-- START --

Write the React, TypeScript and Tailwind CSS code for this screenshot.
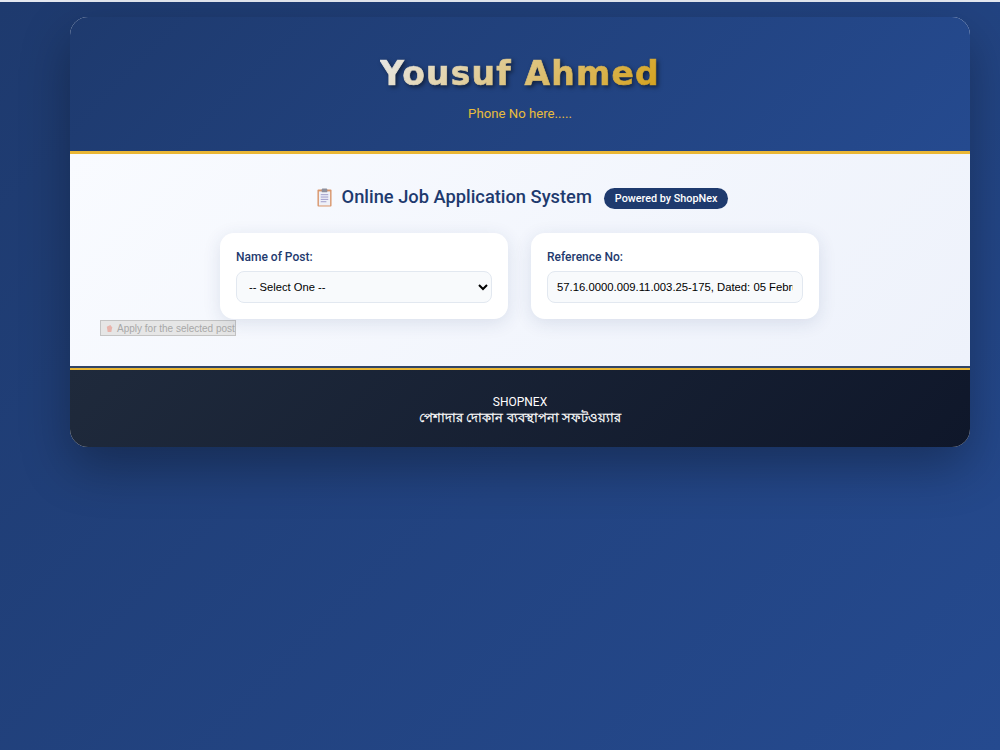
import React from "react";

// clipboard emoji, drawn because no colour emoji font can be relied on
function ClipboardIcon({ className }: { className?: string }) {
  return (
    <svg viewBox="0 0 16 20" className={className}>
      <rect x="0.5" y="1.5" width="15" height="18" rx="1" fill="#d9956a" />
      <rect x="2" y="3.5" width="12" height="15" fill="#eef0f8" />
      <rect x="5" y="0.5" width="6" height="4" rx="1" fill="#8d8f9c" />
      <path d="M4 7h8M4 9.5h8M4 12h8M4 14.5h6" stroke="#9a97c8" strokeWidth="1" />
    </svg>
  );
}

export default function App() {
  return (
    <div className="min-h-[750px] border-t-2 border-t-[#e4e8f0] bg-[linear-gradient(135deg,#1e3a6e,#254a8f)] pt-[15px] font-['Roboto','Noto_Sans',sans-serif]">
      <div className="relative ml-[70px] w-[900px] overflow-hidden rounded-[18px] bg-white shadow-[0_20px_50px_rgba(0,0,0,0.3)]">
        {/* header */}
        <div className="h-[137px] border-b-[3px] border-b-[#eab735] bg-[linear-gradient(135deg,#1e3a6e,#254a8f)] pt-[35px] text-center">
          <h1 className="inline-block bg-[linear-gradient(135deg,#e8e8e8,#d4a017)] bg-clip-text font-['DejaVu_Sans',sans-serif] text-[33px] leading-[44px] font-bold tracking-[1.2px] text-transparent drop-shadow-[2px_2px_2px_rgba(0,0,0,0.5)] [-webkit-text-stroke:0.7px_transparent]">
            Yousuf Ahmed
          </h1>
          <p className="mt-[8px] text-[13.2px] leading-[20px] text-[#e8bd3c]">Phone No here.....</p>
        </div>

        {/* body */}
        <div className="h-[212px] bg-[linear-gradient(135deg,#f9fbff,#eef2fb)] px-[30px] pt-[29px]">
          <div className="flex h-[28px] items-center justify-center">
            <ClipboardIcon className="ml-[5px] h-[19px] w-[15px]" />
            <h2 className="ml-[10px] text-[18.3px] font-medium text-[#1e3a6e]">Online Job Application System</h2>
            <span className="mt-[2px] ml-[12px] rounded-full bg-[#1e3a6e] px-[11px] py-[2px] text-[10.8px] leading-[17px] font-medium text-white">
              Powered by ShopNex
            </span>
          </div>

          <div className="mt-[22px] ml-[120px] grid w-[599px] grid-cols-2 gap-[23px]">
            <div className="h-[86px] rounded-[14px] bg-white px-[16px] pt-[15px] shadow-[0_4px_18px_rgba(30,58,110,0.12)]">
              <label className="block text-[12px] leading-[18px] font-medium text-[#1e3a6e]">Name of Post:</label>
              <select className="mt-[5px] h-[32px] w-full rounded-[8px] border border-[#e2e8f0] bg-[#f8fafc] px-[8px] font-['Liberation_Sans',sans-serif] text-[11.2px] text-black">
                <option>-- Select One --</option>
              </select>
            </div>
            <div className="h-[86px] rounded-[14px] bg-white px-[16px] pt-[15px] shadow-[0_4px_18px_rgba(30,58,110,0.12)]">
              <label className="block text-[12px] leading-[18px] font-medium text-[#1e3a6e]">Reference No:</label>
              <input
                readOnly
                value="57.16.0000.009.11.003.25-175, Dated: 05 February 2025"
                className="mt-[5px] h-[32px] w-full rounded-[8px] border border-[#e2e8f0] bg-[#f8fafc] px-[9px] font-['Liberation_Sans',sans-serif] text-[11.3px] text-black"
              />
            </div>
          </div>

          <button
            disabled
            className="mt-px flex h-[16px] w-[136px] items-center overflow-hidden border border-[#c4c4c4] bg-[#e6e6e6] pl-[4px] font-['Liberation_Sans',sans-serif] text-[10px] whitespace-nowrap text-[#a8a8a8]"
          >
            <svg viewBox="0 0 10 10" className="mr-[3px] h-[9px] w-[9px] shrink-0">
              <path d="M2 3l4-2 2 3-1 5H3z" fill="#e8b4ac" />
            </svg>
            Apply for the selected post
          </button>
        </div>

        {/* footer */}
        <div className="h-[81px] border-t-2 border-t-[#2f4468] bg-[linear-gradient(135deg,#1f2a3c,#0f172a)] text-center text-white">
          <div className="border-t-2 border-t-[#eab735] pt-[24px] text-[12px] leading-[16px]">
            <p>SHOPNEX</p>
            <p className="text-[13px] font-medium [-webkit-text-stroke:0.3px_white]">পেশাদার দোকান ব্যবস্থাপনা সফটওয়্যার</p>
          </div>
        </div>
      </div>
    </div>
  );
}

-- END --

● **WHAT THE TASK REQUIRES**:
Starting at the top of the listing above, please restate word for word each line up to and including the one that holds "import React from", omitting every image.

● **ANSWER TO THE TASK**:
Write the React, TypeScript and Tailwind CSS code for this screenshot.
import React from "react";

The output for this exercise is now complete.